What with the stuttering economy and credit in lockdown, it’s a scary moment to start or expand a small food business. Heather Kennedy says that’s exactly why applications for the loan program she oversees snowballed in 2011. Kennedy is senior administrator of the Whole Foods Local Producer Loan Program, the grocery chain’s $10 million initiative providing low-interest loans to small food producers. Since 2006, Whole Foods has lent a total of $6.6 million to 110 companies. Loans range from $1,000 to $100,000 (the average is $50,000), and must be used to expand or improve a vendor’s business, not fund normal operating costs.
That’s the good news. The bad news is that the Whole Foods loans aren’t exactly easy to get. Applicants have to provide the same documentation as they would for a traditional small-business loan, as well as adhere to Whole Foods’ production standards (no artificial colors, for instance). But the loans do contain one crucial element that might make them worth jumping through hoops for: product placement at Whole Foods.
The program’s setup works to strengthen ties between artisans and their local stores, since loans are not administered through a national agency but carried by the Whole Foods region where the vendor is based. “Once the region actually decides to offer a vendor a loan,” Kennedy says, “they’re ready to work with that vendor and help them succeed.”

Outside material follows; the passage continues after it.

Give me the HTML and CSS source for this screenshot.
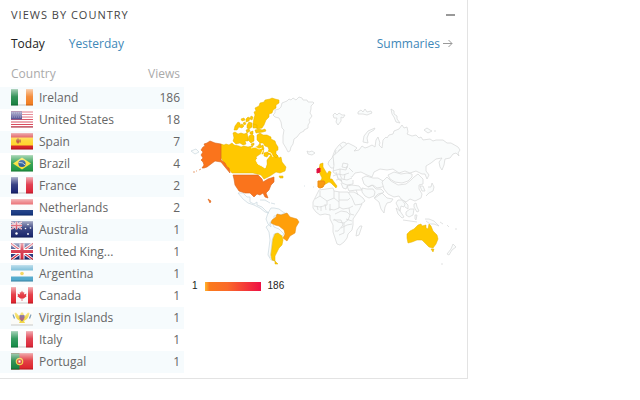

There’s no requirement that applicants have to already have a relationship with Whole Foods, though Kennedy says 60-70 percent of loan recipients landed their products in Whole Foods before applying for the Local Producer program. In the San Francisco Bay Area, for example, Gelateria Naia has had gelato-scooping counters in Northern California Whole Foods since 2007. But in 2009, the company suddenly felt jilted.
“We were supposed to go into the Whole Foods that opened in Santa Cruz, but at the last minute, we found out they were going to put in a kombucha counter instead,” says Trevor Morris, one of Gelateria Naia’s cofounders. Morris saw which way the winds were blowing. The company thought about putting its gelato in pints, but the stores’ freezers were already packed with competitors. “It seemed so crowded,” Morris says.
The answer came in a talk with a Whole Foods bakery coordinator, who suggested that Naia make an ice cream bar to stock in special display cases (pictured). With the help of a $25,000 loan from Whole Foods, Morris and his partners bought a second delivery truck and invested in new molds and freezers. Now, all Northern California Whole Foods stores carry Naia’s bars, as do stores in the Rocky Mountain region (Utah, Colorado, Kansas, New Mexico). And Naia’s pushing for more.
But Whole Foods doesn’t guarantee it’ll soak up extra product that results from its loans. On the other hand—and to its credit—Whole Foods doesn’t always get first crack at the merchandise, either.
Bill Eldridge, CEO of Maine Milk cooperative MOO Milk, says that last point was a bone of contention when he applied for a $25,000 loan to purchase 24 dairy cows, to be divided between two of MOO’s member farms.
“At first, Whole Foods was concerned about this, but ultimately we agreed that the most important thing was the farmer,” Eldridge says. “Whole Foods is one of our major customers, but not our only customer.” Score one for the little guy.